--- Problem to solve ---
Leave out all pictures. Return exactly the lines from the top of the material through the line containing "const DURATION = 249;".

====

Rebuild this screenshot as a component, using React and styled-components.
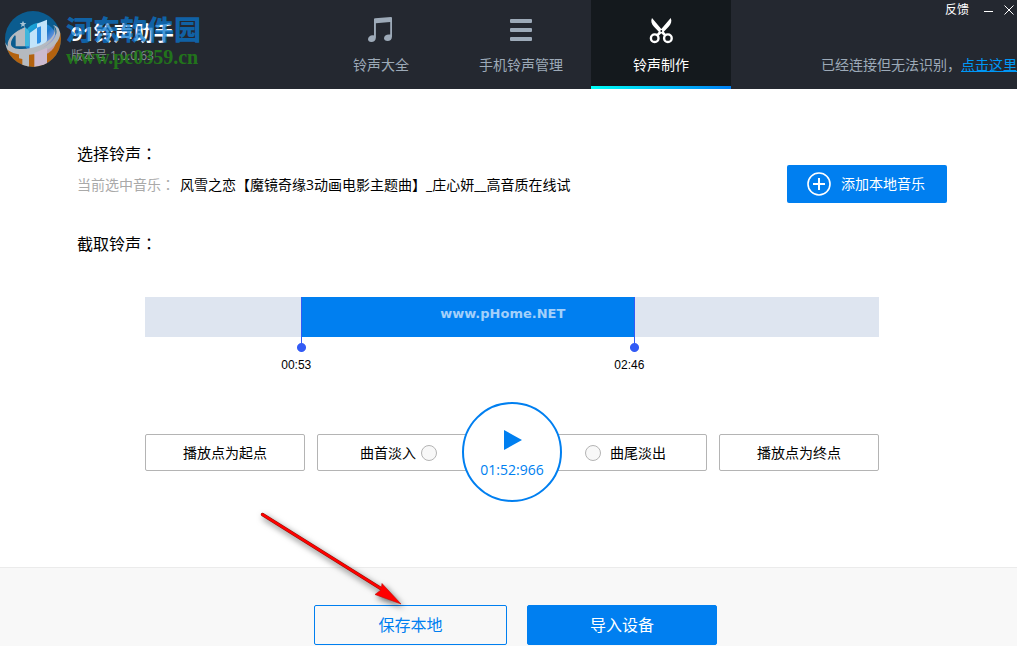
import React, { useState } from 'react';
import styled, { createGlobalStyle, css } from 'styled-components';

const BLUE = '#007ff0';
const DURATION = 249;

const GlobalStyle = createGlobalStyle`
  *, *::before, *::after { box-sizing: border-box; }
  body {
    margin: 0;
    background: #fff;
    color: #000;
    font-family: 'Open Sans', 'Noto Sans CJK SC', sans-serif;
    font-size: 14px;
    line-height: 20px;
  }
  button { font: inherit; cursor: pointer; }
  h1, h2, p { margin: 0; font-weight: 400; }
`;

const Page = styled.div`
  display: flex;
  flex-direction: column;
  min-height: 100vh;
  overflow: hidden;
`;

/* Full-width colon centred in its cell */
const Colon = styled.span`
  font-family: 'Noto Sans CJK TC', sans-serif;
  line-height: 1;
`;

/* Header */

const Header = styled.header`
  display: grid;
  grid-template-columns: minmax(205px, 311fr) auto minmax(200px, 286fr);
  height: 89px;
  background: #242830;
  color: #9daab8;
`;

const Brand = styled.div`
  position: relative;
  display: flex;
  align-items: flex-start;
  gap: 10px;
  padding: 11px 0 0 5px;
`;

const BrandText = styled.div`
  padding-top: 11px;
`;

const AppName = styled.h1`
  color: #fff;
  font-size: 20px;
  font-weight: 700;
  line-height: 24px;
`;

const Version = styled.p`
  color: #8b8f96;
  font-size: 12px;
  line-height: 20px;
`;

const SiteMark = styled.div`
  position: absolute;
  left: 66px;
  top: 14px;
  white-space: nowrap;
  font-weight: 900;
`;

const SiteName = styled.div`
  color: rgba(10, 118, 205, 0.75);
  font-size: 27px;
  line-height: 32px;
`;

const SiteUrl = styled.div`
  color: rgba(34, 136, 22, 0.8);
  font-family: 'Liberation Serif', serif;
  font-size: 20px;
  font-weight: 700;
  line-height: 22px;
`;

const Nav = styled.nav`
  display: flex;
`;

const Tab = styled.button`
  display: flex;
  flex-direction: column;
  align-items: center;
  gap: 11px;
  width: 140px;
  padding: 16px 0 0;
  border: 0;
  border-bottom: 3px solid transparent;
  background: none;
  color: inherit;
  ${({ $active }) =>
    $active &&
    css`
      background: linear-gradient(90deg, #00fff6, #0080f5) bottom / 100% 3px no-repeat border-box, #14191d;
      background-origin: border-box;
      color: #fff;
    `}
`;

const Status = styled.div`
  display: flex;
  flex-direction: column;
  align-items: flex-end;
  justify-content: space-between;
  padding-bottom: 14px;
  white-space: nowrap;
`;

const WindowBar = styled.div`
  display: flex;
  align-items: center;
  padding-right: 3px;
  color: #fff;
`;

const BarButton = styled.button`
  display: flex;
  padding: 0;
  margin-left: ${({ $gap }) => $gap || 0}px;
  border: 0;
  background: none;
  color: inherit;
  font-size: 12px;
  line-height: 20px;
`;

const StatusLink = styled.a`
  color: #0097f5;
`;

/* Content */

const Main = styled.main`
  flex: 1;
  padding: 53px 70px 96px 77px;
`;

const Source = styled.section`
  display: flex;
  align-items: flex-end;
  justify-content: space-between;
  margin-bottom: 29px;
`;

const Heading = styled.h2`
  font-size: 16px;
  line-height: 24px;
`;

const Current = styled.p`
  padding: 9px 0 8px;
`;

const Muted = styled.span`
  margin-right: 5px;
  color: #a9a9a9;
`;

const AddButton = styled.button`
  display: flex;
  align-items: center;
  gap: 10px;
  height: 38px;
  padding: 0 22px 0 20px;
  border: 0;
  border-radius: 2px;
  background: ${BLUE};
  color: #fff;
`;

const Editor = styled.div`
  max-width: 734px;
  margin: 41px auto 0;
`;

const Track = styled.div`
  position: relative;
  display: grid;
  height: 40px;
  background: #dee5f0;
`;

const Selection = styled.div`
  grid-column: 2;
  background: ${BLUE};
  color: #a3d0fa;
  font-family: 'DejaVu Sans', sans-serif;
  font-size: 13px;
  font-weight: 700;
  line-height: 34px;
  text-align: center;
  padding-left: 70px;
`;

const thumb = css`
  width: 9px;
  height: 55px;
  border: 0;
  border-radius: 0;
  background:
    radial-gradient(circle at 50% 50%, #335bf5 4px, transparent 5px) bottom / 9px 9px no-repeat,
    linear-gradient(#335bf5, #335bf5) top / 1px 50px no-repeat;
  pointer-events: auto;
  cursor: ew-resize;
`;

const Handle = styled.input`
  position: absolute;
  top: 0;
  left: -4px;
  width: calc(100% + 9px);
  height: 55px;
  margin: 0;
  appearance: none;
  background: none;
  pointer-events: none;
  &::-webkit-slider-runnable-track { height: 55px; background: none; }
  &::-webkit-slider-thumb { appearance: none; ${thumb} }
  &::-moz-range-thumb { ${thumb} }
`;

const Times = styled.div`
  display: grid;
  margin-bottom: 60px;
  padding-top: 19px;
`;

const Time = styled.output`
  grid-column: ${({ $column }) => $column};
  margin-left: -20px;
  font-family: 'Liberation Sans', sans-serif;
  font-size: 12px;
  line-height: 18px;
`;

const Controls = styled.div`
  position: relative;
  display: flex;
  gap: 12px;
`;

const PointButton = styled.button`
  width: 160px;
  height: 37px;
  padding: 0;
  border: 1px solid #b4b4b4;
  border-radius: 2px;
  background: #fff;
  color: #000;
`;

const FadeGroup = styled.div`
  flex: 1;
  display: flex;
  align-items: center;
  justify-content: space-between;
  height: 37px;
  padding: 0 40px 0 42px;
  border: 1px solid #b4b4b4;
  border-radius: 2px;
`;

const FadeLabel = styled.label`
  display: flex;
  align-items: center;
  gap: ${({ $gap }) => $gap}px;
`;

const FadeCheck = styled.input`
  width: 16px;
  height: 16px;
  margin: 0;
  appearance: none;
  border: 1px solid #b4b4b4;
  border-radius: 50%;
  background: #f8f8f8;
  &:checked { background: ${BLUE}; }
`;

const PlayButton = styled.button`
  position: absolute;
  left: calc(50% - 50px);
  top: -32px;
  display: flex;
  flex-direction: column;
  align-items: center;
  gap: 10px;
  width: 100px;
  height: 100px;
  padding: 26px 0 0;
  border: 2px solid ${BLUE};
  border-radius: 50%;
  background: #fff;
  color: ${BLUE};
`;

/* Footer */

const Footer = styled.footer`
  display: flex;
  justify-content: center;
  gap: 20px;
  padding: 37px 0 1px 14px;
  border-top: 1px solid #ebebeb;
  background: #f8f8f8;
`;

const SaveSlot = styled.div`
  position: relative;
`;

const ActionButton = styled.button`
  width: ${({ $primary }) => ($primary ? 190 : 193)}px;
  height: 40px;
  padding: 0;
  border: 1px solid ${BLUE};
  border-radius: 2px;
  background: ${({ $primary }) => ($primary ? BLUE : 'transparent')};
  color: ${({ $primary }) => ($primary ? '#fff' : BLUE)};
  font-size: 16px;
`;

const Pointer = styled.svg`
  position: absolute;
  left: -60px;
  top: -98px;
  pointer-events: none;
  overflow: visible;
  filter: drop-shadow(2px 3px 3px rgba(0, 0, 0, 0.6));
`;

function Logo() {
  return (
    <svg width="56" height="56" viewBox="0 0 168 168" aria-hidden="true">
      <defs>
        <clipPath id="disc"><circle cx="84" cy="84" r="84" /></clipPath>
        <linearGradient id="glow" x1="0" y1="0" x2="1" y2="1">
          <stop offset="0" stopColor="#20d4f0" />
          <stop offset="0.5" stopColor="#1e7fdc" />
          <stop offset="0.75" stopColor="#b9b4fa" />
          <stop offset="1" stopColor="#e09a6c" />
        </linearGradient>
      </defs>
      <g clipPath="url(#disc)">
        <path d="M0 0H168V168H0Z" fill="#0b5c8f" />
        <path d="M0 112C50 142 118 124 168 62V168H0Z" fill="#b3620f" />
        <circle cx="105" cy="84" r="49" fill="url(#glow)" opacity="0.8" />
        <path d="M28 68L60 48V106H32V76Z" fill="#b5bac0" />
        <path d="M60 48L72 60V106H60Z" fill="#3fb6dc" />
        <path d="M74 66L96 50V38L126 26V88Q122 110 96 114H74Z" fill="#c2e4fa" />
        <path d="M96 50L108 46V92Q106 98 96 98Z" fill="#2d8fe4" />
        <path d="M62 48C30 60 6 82 8 104C14 130 64 134 104 116C140 98 162 68 146 46C156 68 138 88 108 102C66 120 16 118 18 98C18 82 36 62 62 48Z" fill="#b5bac0" />
        <path d="M0 94C14 130 98 134 142 90C156 74 160 54 144 42C170 48 172 76 152 98C108 140 24 142 0 108Z" fill="#b5bac0" />
        <path d="M42 126H72V168H52V144L42 142Z" fill="#b5bac0" />
        <path d="M88 126L126 110V160L88 168Z" fill="#cbbad0" />
        <path d="M54 29L57 36H64L58 41L60 48L54 44L48 48L50 41L44 36H51Z" fill="#a8c4d4" />
      </g>
    </svg>
  );
}

function MusicIcon() {
  return (
    <svg width="28" height="28" viewBox="0 0 28 28" fill="currentColor" aria-hidden="true">
      <path d="M7 3.2Q7 2.3 8 2.2L24 1Q25 1 25 2V20.5C25 23.5 23 25 20.6 25C18.3 25 17 23.8 17 22.2C17 19.6 20 18 23.2 18.6V6L8.9 7.2V21.4C8.9 24.4 6.7 26 4.4 26C2.2 26 1 24.8 1 23.2C1 20.5 4 18.6 7 19.4Z" />
    </svg>
  );
}

function ListIcon() {
  return (
    <svg width="28" height="28" viewBox="0 0 28 28" fill="currentColor" aria-hidden="true">
      <rect x="3" y="3" width="22" height="4" rx="1" />
      <rect x="3" y="12" width="22" height="4" rx="1" />
      <rect x="3" y="21" width="22" height="4" rx="1" />
    </svg>
  );
}

function ScissorsIcon() {
  return (
    <svg width="28" height="28" viewBox="0 0 28 28" aria-hidden="true">
      <path d="M5 2C3.4 5 4.6 8 7 10.8L11.8 15.8L9.2 18.8L11 20.6L14.3 17.2L17.6 20.6L19.4 18.8L16.8 15.8L21.6 10.8C24 8 25.2 5 23.7 2L14.3 13Z" fill="currentColor" />
      <circle cx="14.3" cy="15" r="0.9" fill="#14191d" />
      <circle cx="7.7" cy="22.2" r="3.8" fill="none" stroke="currentColor" strokeWidth="2.4" />
      <circle cx="20.9" cy="22.2" r="3.8" fill="none" stroke="currentColor" strokeWidth="2.4" />
    </svg>
  );
}

const TABS = [
  { label: '铃声大全', Icon: MusicIcon },
  { label: '手机铃声管理', Icon: ListIcon },
  { label: '铃声制作', Icon: ScissorsIcon },
];

const pad = (n) => String(n).padStart(2, '0');
const clock = (s) => `${pad(Math.floor(s / 60))}:${pad(s % 60)}`;

export default function App() {
  const [tab, setTab] = useState(2);
  const [start, setStart] = useState(53);
  const [end, setEnd] = useState(166);
  const columns = { gridTemplateColumns: `${start}fr ${end - start}fr ${DURATION - end}fr` };

  return (
    <Page>
      <GlobalStyle />
      <Header>
        <Brand>
          <Logo />
          <BrandText>
            <AppName>91铃声助手</AppName>
            <Version>版本号 1.0.0.63</Version>
          </BrandText>
          <SiteMark>
            <SiteName>河东软件园</SiteName>
            <SiteUrl>www.pc0359.cn</SiteUrl>
          </SiteMark>
        </Brand>
        <Nav>
          {TABS.map(({ label, Icon }, i) => (
            <Tab key={label} type="button" $active={i === tab} onClick={() => setTab(i)}>
              <Icon />
              {label}
            </Tab>
          ))}
        </Nav>
        <Status>
          <WindowBar>
            <BarButton type="button">反馈</BarButton>
            <BarButton type="button" $gap={15} aria-label="最小化">
              <svg width="10" height="10" aria-hidden="true"><path d="M0 6.5H9" stroke="currentColor" /></svg>
            </BarButton>
            <BarButton type="button" $gap={10} aria-label="关闭">
              <svg width="10" height="10" aria-hidden="true"><path d="M0.5 0.5L9.5 9.5M9.5 0.5L0.5 9.5" stroke="currentColor" /></svg>
            </BarButton>
          </WindowBar>
          <p>已经连接但无法识别，<StatusLink href="#help">点击这里</StatusLink></p>
        </Status>
      </Header>

      <Main>
        <Source>
          <div>
            <Heading>选择铃声<Colon>：</Colon></Heading>
            <Current><Muted>当前选中音乐<Colon>：</Colon></Muted>风雪之恋【魔镜奇缘3动画电影主题曲】_庄心妍__高音质在线试</Current>
          </div>
          <AddButton type="button">
            <svg width="24" height="24" viewBox="0 0 24 24" fill="none" stroke="currentColor" aria-hidden="true">
              <circle cx="12" cy="12" r="11" strokeWidth="1.6" />
              <path d="M12 6V18M6 12H18" strokeWidth="2" />
            </svg>
            添加本地音乐
          </AddButton>
        </Source>

        <Heading>截取铃声<Colon>：</Colon></Heading>
        <Editor>
          <Track style={columns}>
            <Selection>www.pHome.NET</Selection>
            <Handle type="range" aria-label="起点" min="0" max={DURATION} value={start}
              onChange={(e) => setStart(Math.min(+e.target.value, end - 1))} />
            <Handle type="range" aria-label="终点" min="0" max={DURATION} value={end}
              onChange={(e) => setEnd(Math.max(+e.target.value, start + 1))} />
          </Track>
          <Times style={columns}>
            <Time $column={2}>{clock(start)}</Time>
            <Time $column={3}>{clock(end)}</Time>
          </Times>
          <Controls>
            <PointButton type="button">播放点为起点</PointButton>
            <FadeGroup>
              <FadeLabel $gap={5}>曲首淡入<FadeCheck type="checkbox" /></FadeLabel>
              <FadeLabel $gap={9}><FadeCheck type="checkbox" />曲尾淡出</FadeLabel>
            </FadeGroup>
            <PointButton type="button">播放点为终点</PointButton>
            <PlayButton type="button">
              <svg width="20" height="20" viewBox="0 0 20 20" aria-hidden="true"><path d="M2 0L20 10L2 20Z" fill="currentColor" /></svg>
              01:52:966
            </PlayButton>
          </Controls>
        </Editor>
      </Main>

      <Footer>
        <SaveSlot>
          <ActionButton type="button">保存本地</ActionButton>
          <Pointer width="160" height="110" viewBox="0 0 160 110" aria-hidden="true">
            <path d="M8.5 7.5L130 83.5" stroke="#8e1408" strokeWidth="3.4" strokeLinecap="round" />
            <path d="M147 97L121 87.5L127 83L128 76.5Z" fill="#f00" stroke="#c00a04" strokeWidth="0.6" />
            <path d="M8.5 7.5L130 83.5" stroke="#f00" strokeWidth="2.6" strokeLinecap="round" />
          </Pointer>
        </SaveSlot>
        <ActionButton type="button" $primary>导入设备</ActionButton>
      </Footer>
    </Page>
  );
}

====

--- Task solution ---
Rebuild this screenshot as a component, using React and styled-components.
import React, { useState } from 'react';
import styled, { createGlobalStyle, css } from 'styled-components';

const BLUE = '#007ff0';
const DURATION = 249;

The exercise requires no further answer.